The strategy is interesting to me and should have appeal to baby boomers who are (a) close to retirement and (b) have already have significant retirement investments in their nest egg, but not enough that they can survive on an ultra-conservative portfolio. What they may not have is (c) a plan to make their nest egg last.
The authors of the strategy note first that trying to survive a lifetime on a low risk retirement portfolio is probably not going to work for most retirees. This is particularly apparent in today’s low interest rate economic environment where Fed policy continues to punish savers in favor of spenders.
What is proposed, then, is this: First, boomers should create a retirement investment portfolio that is heavily weighted in dividend-paying stocks and high-yield corporate bonds.
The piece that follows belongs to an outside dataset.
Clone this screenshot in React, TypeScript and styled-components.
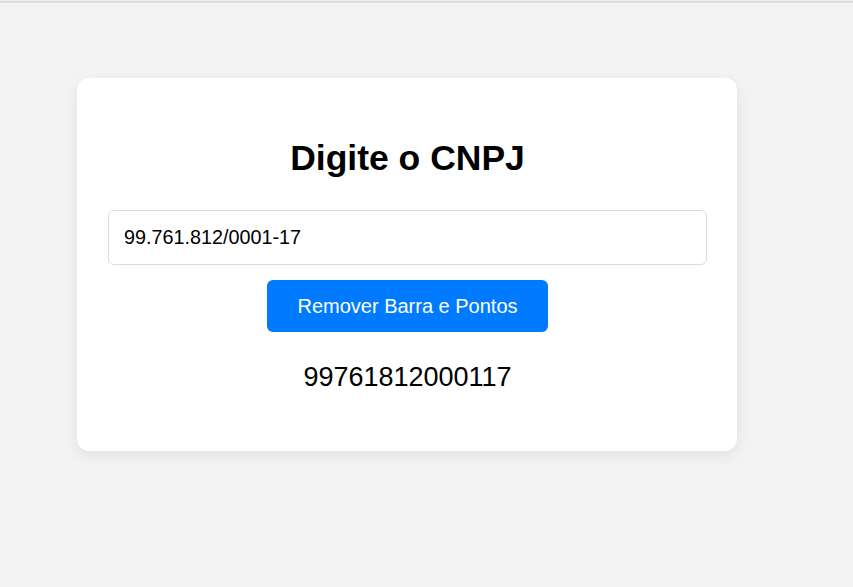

More important, rather than decreasing equity and corporate bond exposure as retirement approaches and begins, this portfolio should remain in place. This creates a reasonable possibility of achieving returns that will support your retirement income needs. This brings us to the second part of the plan: Buy a deferred fixed annuity now as “longevity insurance.” The deferred annuity functions as a safety net, in case the higher risk retirement portfolio crashes and burns (e.g., 2008 all over again.)
A key to the second step is purchasing the deferred annuity at least 20-30 years before you will need it, so that the cost-benefit ratio is quite low. For example, someone who is 60-65 could spend $100k now for an annuity that would pay $75k annually beginning at age 85. The authors caution that this part of the plan would only make sense if the cost of the annuity represented no more than 10% of your wealth. After all, once you spend that $100k, you won’t see any of it again even if you died way before age 85.
The big problem/risk I see with this plan is inflation. Let’s assume that at age 60 you purchase a deferred annuity that will pay you $100k annually beginning at age 85. With average annual inflation at only 3%, the spending power of that $100k will shrink to $48k when payouts start at age 85. If we experience a period of high inflation (certainly possible given recent government spending and borrowing), the picture looks even worse.
But, overall the plan is worth considering. What helps are recent rule changes announced by the federal government that will allow 401(k) funds to be used directly to purchase annuities, without a lot of red tape and immediate tax consequences.